II. Methods of Exploratory Data Analysis (EDA)

A. Univariate Analysis:

The univariate analysis involves analyzing the distribution of individual variables in the data. This method provides important insights into the central tendency, dispersion, and shape of the data distribution. Common measures used in the univariate analysis include mean median, mode, range, and standard deviation. Univariate analysis is performed using visualizations such as histograms and box plots, which help in understanding the distribution of the data and identifying outliers.

example: Pie chart for the proportion of the population of the world belongs to which gender. ( here the only variable on which we are making decisions is “Gender”).

B. Bivariate Analysis:

The bivariate analysis explores the relationship between two variables in the data. This method helps in understanding how changes in one variable affect the other. Common techniques used in the bivariate analysis include scatter plots, regression analysis, and correlation analysis. Scatter plots are used to visualize the relationship between two variables, while regression analysis helps in understanding the strength and direction of the relationship. Correlation analysis measures the strength and direction of the relationship between two variables.
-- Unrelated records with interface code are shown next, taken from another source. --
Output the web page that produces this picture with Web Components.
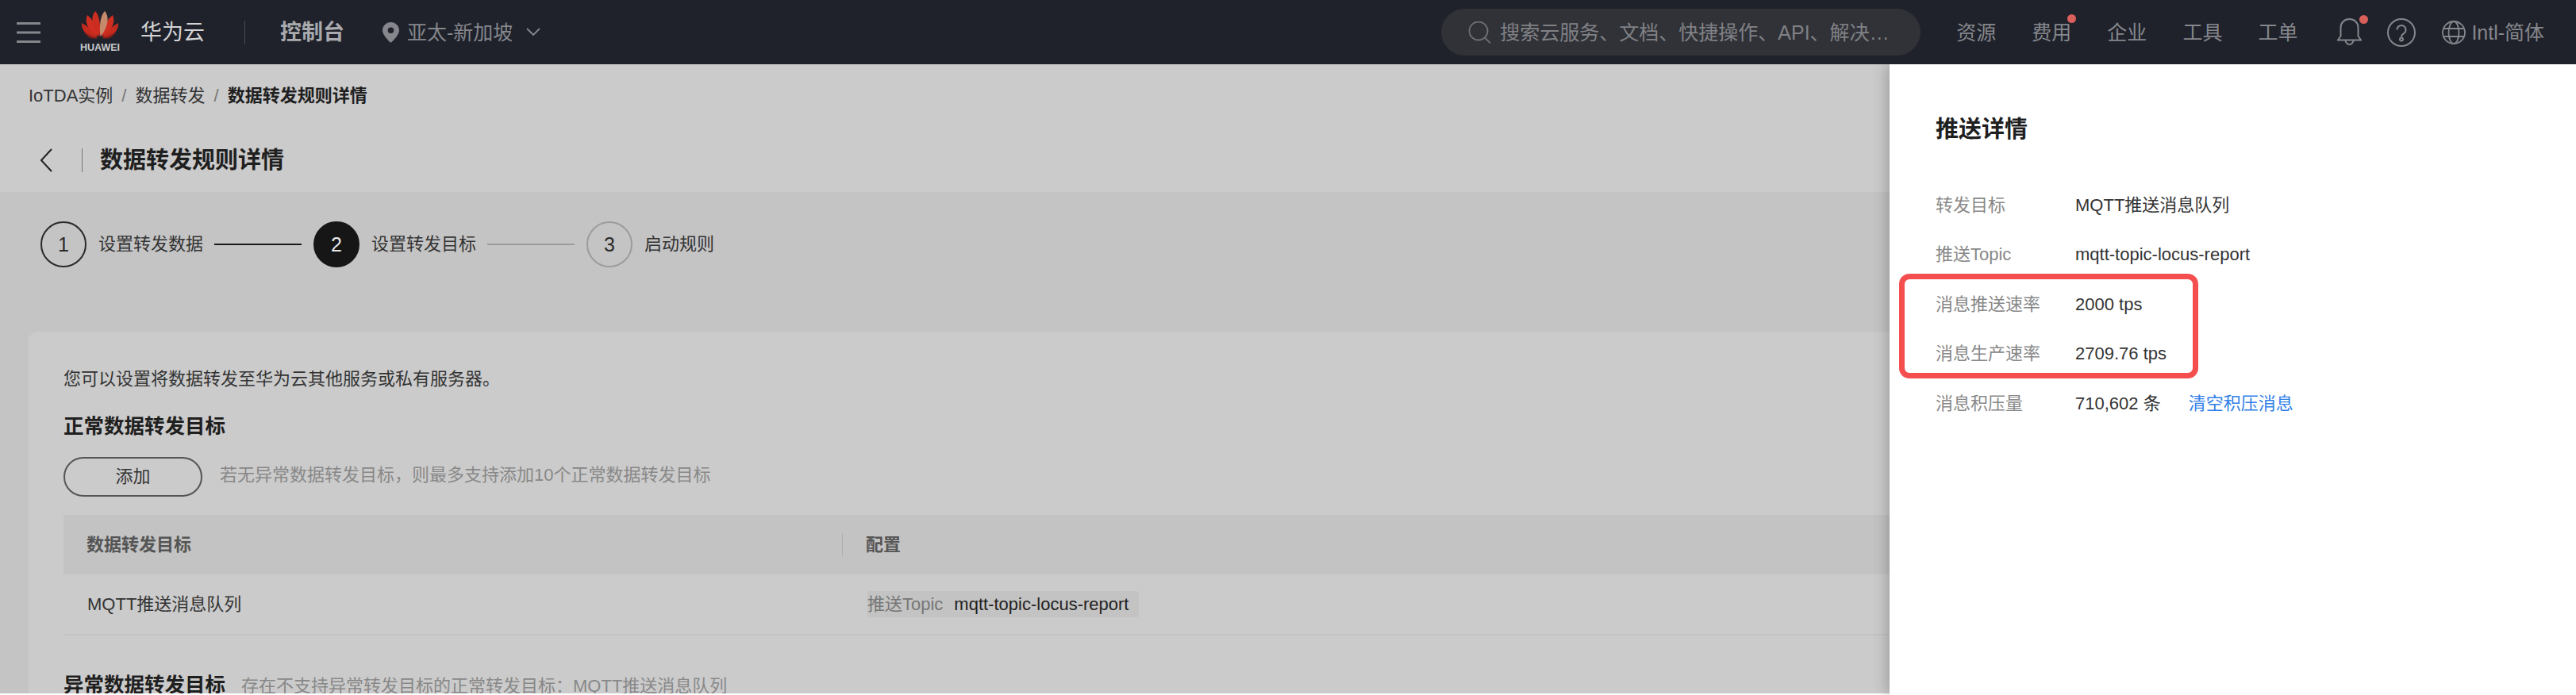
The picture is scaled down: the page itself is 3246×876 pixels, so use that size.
<!DOCTYPE html>
<html lang="zh">
<head>
<meta charset="utf-8">
<title>数据转发规则详情</title>
<style>
  html, body { margin: 0; background: #fff; }
  body {
    width: 3246px; height: 876px; overflow: hidden; position: relative;
    font-family: "Liberation Sans", "Noto Sans CJK SC", sans-serif;
    font-size: 22px; line-height: 30px; color: #333;
  }
</style>
</head>
<body>
<hw-topbar></hw-topbar>
<hw-page>
  <hw-breadcrumb></hw-breadcrumb>
  <hw-title>数据转发规则详情</hw-title>
  <hw-content>
    <hw-steps>
      <hw-step num="1" state="done">设置转发数据</hw-step>
      <hw-step num="2" state="active">设置转发目标</hw-step>
      <hw-step num="3" state="todo" last>启动规则</hw-step>
    </hw-steps>
    <hw-card></hw-card>
  </hw-content>
</hw-page>
<hw-drawer heading="推送详情">
  <hw-row label="转发目标">MQTT推送消息队列</hw-row>
  <hw-row label="推送Topic">mqtt-topic-locus-report</hw-row>
  <hw-row label="消息推送速率">2000 tps</hw-row>
  <hw-row label="消息生产速率">2709.76 tps</hw-row>
  <hw-row label="消息积压量">710,602 条<a slot="extra">清空积压消息</a></hw-row>
</hw-drawer>

<script>
class HwTopbar extends HTMLElement {
  constructor() {
    super();
    this.attachShadow({ mode: 'open' });
    this.shadowRoot.innerHTML = `
      <style>
        :host { display: flex; align-items: center; height: 81px; background: #1f222b; color: #85878c; font-size: 25px; position: relative; z-index: 2; }
        svg { display: block; flex: none; }
        .menu { margin-left: 21px; }
        .logo { margin-left: 50px; width: 50px; display: flex; flex-direction: column; align-items: center; }
        .logo span { font-size: 12.5px; font-weight: 700; color: #c9c9cb; line-height: 13px; margin-top: 4px; white-space: nowrap; }
        .brand { margin-left: 26px; font-size: 27px; color: #d4d4d6; }
        .sep { margin-left: 50px; width: 1px; height: 30px; background: #4a4d55; }
        .console { margin-left: 44px; font-size: 27px; font-weight: 700; color: #a9aaad; }
        .pin { margin-left: 48px; }
        .region { margin-left: 10px; white-space: nowrap; }
        .chev { margin-left: 17px; }
        .search { margin-left: 1135px; width: 604px; height: 59px; border-radius: 30px; background: #303238; display: flex; align-items: center; padding-left: 34px; box-sizing: border-box; flex: none; }
        .search span { margin-left: 10px; white-space: nowrap; color: #808185; }
        nav { display: flex; margin-left: 45px; gap: 45px; }
        nav a { position: relative; white-space: nowrap; }
        .dot { position: absolute; width: 11px; height: 11px; border-radius: 50%; background: #d9605a; }
        nav .dot { right: -6px; top: -8px; }
        .bell { margin-left: 50px; position: relative; }
        .bell .dot { right: -8px; top: -4px; }
        .help { margin-left: 32px; }
        .globe { margin-left: 33px; }
        .lang { margin-left: 7px; white-space: nowrap; }
      </style>
      <svg class="menu" width="30" height="26" viewBox="0 0 30 26" fill="#85878c"><rect width="30" height="3"/><rect y="11.5" width="30" height="3"/><rect y="23" width="30" height="3"/></svg>
      <div class="logo">
        <svg width="48" height="36" viewBox="0 0 48 36">
          <path fill="#8f1f17" d="M3 24C9 24 15 28 21 34 14 36 7 33 3 24Z"/>
          <path fill="#8f1f17" d="M45 24C39 24 33 28 27 34 34 36 41 33 45 24Z"/>
          <path fill="#c42a1e" d="M1 15C9 19 16 26 21 33 10 31 0 26 1 15Z"/>
          <path fill="#c42a1e" d="M47 15C39 19 32 26 27 33 38 31 48 26 47 15Z"/>
          <path fill="#cf2e20" d="M8 5C15 10 20 21 22 32 13 27 3 17 8 5Z"/>
          <path fill="#cf2e20" d="M40 5C33 10 28 21 26 32 35 27 45 17 40 5Z"/>
          <path fill="#cc2d20" d="M18 0C24 6 25 20 23.500 32 17 25 10 9 18 0Z"/>
          <path fill="#c58a6c" d="M30 0C24 6 23 20 24.500 32 31 25 38 9 30 0Z"/>
        </svg>
        <span>HUAWEI</span>
      </div>
      <div class="brand">华为云</div>
      <div class="sep"></div>
      <div class="console">控制台</div>
      <svg class="pin" width="21" height="26" viewBox="0 0 21 26"><path fill="#85878c" fill-rule="evenodd" d="M10.5 0C4.7 0 0 4.6 0 10.3 0 17 10.5 26 10.5 26S21 17 21 10.3C21 4.6 16.300 0 10.500 0ZM10.500 6.500A3.800 3.800 0 1 1 10.500 14.100 3.800 3.800 0 0 1 10.500 6.500Z"/></svg>
      <div class="region">亚太-新加坡</div>
      <svg class="chev" width="18" height="11" viewBox="0 0 18 11" fill="none" stroke="#85878c" stroke-width="1.800"><path d="M1 1l8 8 8-8"/></svg>
      <div class="search">
        <svg width="30" height="28" viewBox="0 0 30 28" fill="none" stroke="#6f7074" stroke-width="1.800"><circle cx="13" cy="12" r="11.500"/><path d="M21 20.500l7 7"/></svg>
        <span>搜索云服务、文档、快捷操作、API、解决…</span>
      </div>
      <nav>
        <a>资源</a>
        <a>费用<i class="dot"></i></a>
        <a>企业</a>
        <a>工具</a>
        <a>工单</a>
      </nav>
      <div class="bell">
        <svg width="31" height="35" viewBox="0 0 31 35" fill="none" stroke="#85878c" stroke-width="2"><path d="M1 27.500h29l-3.500-5V11.500C26.500 5.500 21.500 1 15.500 1S4.500 5.500 4.500 11.500V22.500Z"/><path d="M10.500 27.500a5 5.500 0 0 0 10 0"/></svg>
        <i class="dot"></i>
      </div>
      <svg class="help" width="36" height="36" viewBox="0 0 36 36" fill="none" stroke="#85878c" stroke-width="2"><circle cx="18" cy="18" r="17"/><path d="M12.500 14.500a5.500 5.500 0 1 1 8.500 4.600c-2 1.300-3 2.300-3 4.400"/><circle cx="18" cy="26.500" r="2"/></svg>
      <svg class="globe" width="30" height="30" viewBox="0 0 30 30" fill="none" stroke="#85878c" stroke-width="1.800"><circle cx="15" cy="15" r="14"/><ellipse cx="15" cy="15" rx="6.500" ry="14"/><path d="M2 10h26M2 20h26"/></svg>
      <div class="lang">Intl-简体</div>
    `;
  }
}

class HwPage extends HTMLElement {
  constructor() {
    super();
    this.attachShadow({ mode: 'open' }).innerHTML = `
      <style>
        :host { display: flex; flex-direction: column; height: 793px; overflow: hidden; background: #cbcbcb; }
      </style>
      <slot></slot>`;
  }
}

class HwBreadcrumb extends HTMLElement {
  constructor() {
    super();
    this.attachShadow({ mode: 'open' }).innerHTML = `
      <style>
        :host { display: flex; align-items: center; height: 80px; padding-left: 36px; color: #333; white-space: nowrap; flex: none; }
        i { font-style: normal; color: #777; margin: 0 11px; }
        b { color: #1f1f1f; }
      </style>
      <span>IoTDA实例</span><i>/</i><span>数据转发</span><i>/</i><b>数据转发规则详情</b>`;
  }
}

class HwTitle extends HTMLElement {
  constructor() {
    super();
    this.attachShadow({ mode: 'open' }).innerHTML = `
      <style>
        :host { display: flex; align-items: center; height: 81px; padding-left: 50px; flex: none; }
        svg { display: block; }
        .sep { width: 1px; height: 30px; background: #777; margin: 0 22px 0 37px; }
        h1 { margin: 0; font-size: 29px; line-height: 36px; font-weight: 700; color: #1f1f1f; }
      </style>
      <svg width="16" height="30" viewBox="0 0 16 30" fill="none" stroke="#222" stroke-width="2"><path d="M15 1L2 15l13 14"/></svg>
      <div class="sep"></div>
      <h1><slot></slot></h1>`;
  }
}

class HwContent extends HTMLElement {
  constructor() {
    super();
    this.attachShadow({ mode: 'open' }).innerHTML = `
      <style>
        :host { display: block; flex: 1; background: #c4c4c4; padding: 37px 36px 0; }
      </style>
      <slot></slot>`;
  }
}

class HwSteps extends HTMLElement {
  constructor() {
    super();
    this.attachShadow({ mode: 'open' }).innerHTML = `
      <style>
        :host { display: flex; height: 58px; margin: 0 0 81px 15px; }
      </style>
      <slot></slot>`;
  }
}

class HwStep extends HTMLElement {
  constructor() {
    super();
    const state = this.getAttribute('state');
    const circle = {
      done: 'border: 2px solid #2a2a2a; color: #2a2a2a;',
      active: 'background: #161616; border: 2px solid #161616; color: #e8e8e8;',
      todo: 'border: 2px solid #9c9c9c; color: #2a2a2a;'
    }[state];
    const line = state === 'done' ? '#1a1a1a' : '#9c9c9c';
    this.attachShadow({ mode: 'open' }).innerHTML = `
      <style>
        :host { display: flex; align-items: center; white-space: nowrap; color: #333; }
        .num { width: 58px; height: 58px; box-sizing: border-box; border-radius: 50%; display: flex; align-items: center; justify-content: center; font-size: 25px; ${circle} }
        .label { margin-left: 15px; }
        .line { width: 110px; height: 2px; background: ${line}; margin: 0 15px 0 14px; }
      </style>
      <div class="num">${this.getAttribute('num')}</div>
      <div class="label"><slot></slot></div>
      ${this.hasAttribute('last') ? '' : '<div class="line"></div>'}`;
  }
}

class HwCard extends HTMLElement {
  constructor() {
    super();
    this.attachShadow({ mode: 'open' }).innerHTML = `
      <style>
        :host { display: block; background: #cbcbcb; border-radius: 12px 12px 0 0; padding: 45px 44px 0; height: 500px; box-sizing: border-box; white-space: nowrap; }
        .intro { line-height: 30px; color: #333; }
        h2 { margin: 27px 0 0; font-size: 25.5px; line-height: 34px; font-weight: 700; color: #1f1f1f; }
        .tools { display: flex; align-items: center; margin-top: 22px; height: 50px; }
        button { width: 175px; height: 50px; border: 2px solid #555; border-radius: 25px; background: none; font: inherit; color: #333; padding: 0; }
        .hint { margin-left: 22px; color: #888; margin-top: -4px; }
        .thead, .tbody { display: grid; grid-template-columns: 981px 1fr; align-items: center; }
        .thead { margin-top: 23px; height: 75px; background: #c3c3c3; font-weight: 700; color: #555; }
        .tbody { height: 75px; border-bottom: 2px solid #c3c3c3; color: #333; }
        .c1 { padding-left: 29px; }
        .tbody .c1 { padding-left: 30px; }
        .thead .c2 { border-left: 1px solid #aeaeae; padding-left: 29px; line-height: 29px; }
        .tag { display: inline-flex; gap: 14px; align-items: center; height: 33px; margin-left: 32px; padding-right: 13px; background: #c3c3c3; border-radius: 3px; color: #222; }
        .tag span { color: #777; }
        .abnormal { display: flex; align-items: baseline; margin-top: 45px; }
        .abnormal h2 { margin: 0; }
        .abnormal span { margin-left: 20px; color: #888; }
      </style>
      <div class="intro">您可以设置将数据转发至华为云其他服务或私有服务器。</div>
      <h2>正常数据转发目标</h2>
      <div class="tools">
        <button>添加</button>
        <div class="hint">若无异常数据转发目标，则最多支持添加10个正常数据转发目标</div>
      </div>
      <div class="thead"><div class="c1">数据转发目标</div><div class="c2">配置</div></div>
      <div class="tbody">
        <div class="c1">MQTT推送消息队列</div>
        <div><div class="tag"><span>推送Topic</span>mqtt-topic-locus-report</div></div>
      </div>
      <div class="abnormal"><h2>异常数据转发目标</h2><span>存在不支持异常转发目标的正常转发目标：MQTT推送消息队列</span></div>`;
  }
}

class HwDrawer extends HTMLElement {
  constructor() {
    super();
    this.attachShadow({ mode: 'open' }).innerHTML = `
      <style>
        :host { display: block; position: absolute; top: 81px; right: 0; width: 865px; height: 795px; background: #fff; box-shadow: -4px 0 16px rgba(0,0,0,.22); box-sizing: border-box; padding: 62px 0 0 58px; }
        h3 { margin: 0 0 44.5px; font-size: 29px; line-height: 40px; font-weight: 700; color: #1f1f1f; }
        .mark { position: absolute; left: 12px; top: 264px; width: 377px; height: 132px; box-sizing: border-box; border: 7px solid #f44e4e; border-radius: 13px; }
      </style>
      <h3>${this.getAttribute('heading')}</h3>
      <slot></slot>
      <div class="mark"></div>`;
  }
}

class HwRow extends HTMLElement {
  constructor() {
    super();
    this.attachShadow({ mode: 'open' }).innerHTML = `
      <style>
        :host { display: flex; align-items: center; height: 62.5px; white-space: nowrap; color: #333; }
        .label { width: 176px; color: #888; flex: none; }
        ::slotted(a) { margin-left: 35px; color: #2f80e8; }
      </style>
      <div class="label">${this.getAttribute('label')}</div>
      <div><slot></slot></div>
      <slot name="extra"></slot>`;
  }
}

customElements.define('hw-topbar', HwTopbar);
customElements.define('hw-page', HwPage);
customElements.define('hw-breadcrumb', HwBreadcrumb);
customElements.define('hw-title', HwTitle);
customElements.define('hw-content', HwContent);
customElements.define('hw-steps', HwSteps);
customElements.define('hw-step', HwStep);
customElements.define('hw-card', HwCard);
customElements.define('hw-drawer', HwDrawer);
customElements.define('hw-row', HwRow);
</script>
</body>
</html>
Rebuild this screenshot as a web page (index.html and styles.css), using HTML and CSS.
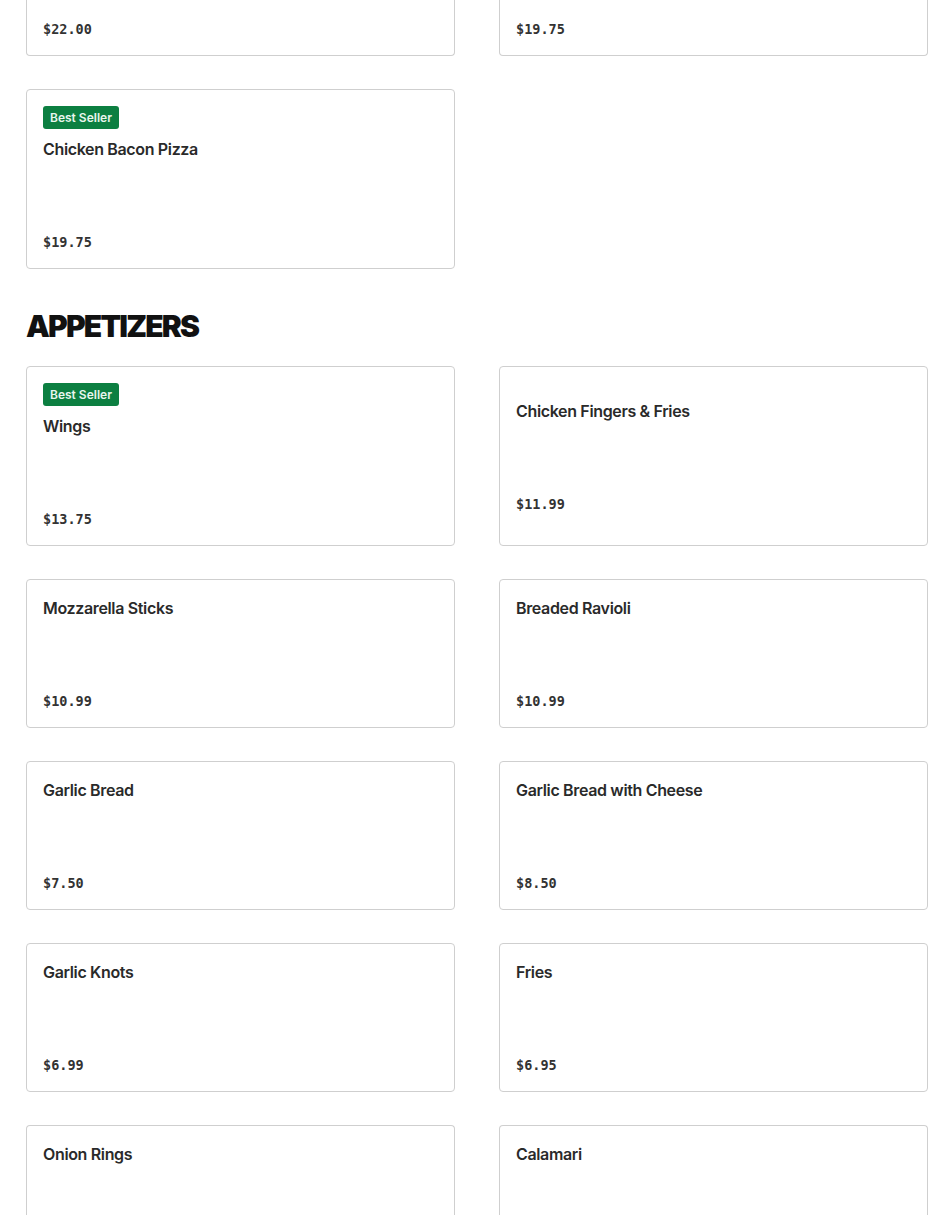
FILE: index.html
```html
<!DOCTYPE html>
<html lang="en">
<head>
<meta charset="utf-8">
<title>Menu</title>
<link rel="stylesheet" href="styles.css">
</head>
<body>
<main class="menu">
  <section class="section">
    <div class="grid">
      <div class="card card--cut"><div class="card-body"><div class="price">$22.00</div></div></div>
      <div class="card card--cut"><div class="card-body"><div class="price">$19.75</div></div></div>
      <div class="card">
        <div class="card-body">
          <span class="badge">Best Seller</span>
          <div class="title">Chicken Bacon Pizza</div>
          <div class="desc"></div>
          <div class="price">$19.75</div>
        </div>
      </div>
    </div>
  </section>

  <section class="section">
    <h2 class="section-title">APPETIZERS</h2>
    <div class="grid">
      <div class="card">
        <div class="card-body">
          <span class="badge">Best Seller</span>
          <div class="title">Wings</div>
          <div class="desc"></div>
          <div class="price">$13.75</div>
        </div>
      </div>
      <div class="card">
        <div class="card-body">
          <div class="title">Chicken Fingers &amp; Fries</div>
          <div class="desc"></div>
          <div class="price">$11.99</div>
        </div>
      </div>
      <div class="card">
        <div class="card-body">
          <div class="title">Mozzarella Sticks</div>
          <div class="desc"></div>
          <div class="price">$10.99</div>
        </div>
      </div>
      <div class="card">
        <div class="card-body">
          <div class="title">Breaded Ravioli</div>
          <div class="desc"></div>
          <div class="price">$10.99</div>
        </div>
      </div>
      <div class="card">
        <div class="card-body">
          <div class="title">Garlic Bread</div>
          <div class="desc"></div>
          <div class="price">$7.50</div>
        </div>
      </div>
      <div class="card">
        <div class="card-body">
          <div class="title">Garlic Bread with Cheese</div>
          <div class="desc"></div>
          <div class="price">$8.50</div>
        </div>
      </div>
      <div class="card">
        <div class="card-body">
          <div class="title">Garlic Knots</div>
          <div class="desc"></div>
          <div class="price">$6.99</div>
        </div>
      </div>
      <div class="card">
        <div class="card-body">
          <div class="title">Fries</div>
          <div class="desc"></div>
          <div class="price">$6.95</div>
        </div>
      </div>
      <div class="card card--last">
        <div class="card-body">
          <div class="title">Onion Rings</div>
        </div>
      </div>
      <div class="card card--last">
        <div class="card-body">
          <div class="title">Calamari</div>
        </div>
      </div>
    </div>
  </section>
</main>
</body>
</html>
```
FILE: styles.css
```css
* { box-sizing: border-box; }
html, body { margin: 0; padding: 0; background: #fff; }
body {
  font-family: Inter, "Noto Sans", sans-serif;
  color: #2a2a2a;
  overflow: hidden;
}
.menu {
  width: 902px;
  margin-left: 26px;
}
.section { margin-bottom: 40px; }
.section-title {
  margin: 0 0 23px;
  font-family: Inter, sans-serif;
  font-weight: 900;
  font-size: 30px;
  line-height: 34px;
  letter-spacing: -1.8px;
  color: #111;
}
.grid {
  display: grid;
  grid-template-columns: 429px 429px;
  column-gap: 44px;
  row-gap: 33px;
}
.card {
  border: 1px solid #cfcfcf;
  border-radius: 4px;
  display: flex;
  align-items: center;
  background: #fff;
}
.card--cut {
  border-top: 0;
  border-top-left-radius: 0;
  border-top-right-radius: 0;
}
.card--cut .card-body { padding-top: 19px; }
.card--last {
  align-items: flex-start;
  height: 120px;
  border-bottom: 0;
  border-bottom-left-radius: 0;
  border-bottom-right-radius: 0;
}
.card-body {
  width: 100%;
  padding: 16px;
  display: flex;
  flex-direction: column;
  align-items: flex-start;
}
.badge {
  display: inline-block;
  background: #0c7f41;
  color: #e9f6ee;
  font-size: 12px;
  font-weight: 600;
  line-height: 23px;
  height: 23px;
  padding: 0 7px;
  border-radius: 3px;
  margin-bottom: 8px;
}
.title {
  font-size: 16px;
  font-weight: 600;
  line-height: 24px;
  letter-spacing: -0.35px;
  color: #2a2a2a;
}
.desc { height: 71px; }
.price {
  font-family: "DejaVu Sans Mono", "Liberation Mono", monospace;
  font-weight: bold;
  font-size: 13.5px;
  line-height: 20px;
  color: #333;
}
```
example: Analyzing what products are getting customer retention by comparing the price and sales of the product. (here the two variables are price and the no. of sales ).

C. Multivariate Analysis:

The multivariate analysis involves analyzing relationships among multiple variables. This method is used to identify patterns in the data and to understand how variables interact with each other. Common techniques used in the multivariate analysis include clustering, principal component analysis (PCA), and dimensionality reduction. Clustering is used to group similar data points, while PCA and dimensionality reduction help in reducing the complexity of the data by transforming it into a lower dimensional space.

D. Data Visualization:

Data visualization is an important aspect of EDA as it helps in presenting data in a visual format, making it easier to understand patterns and relationships. Common data visualization techniques include histograms, bar charts, line charts, and scatter plots. It is important to choose the right visualization technique based on the type of data and the relationship being analyzed.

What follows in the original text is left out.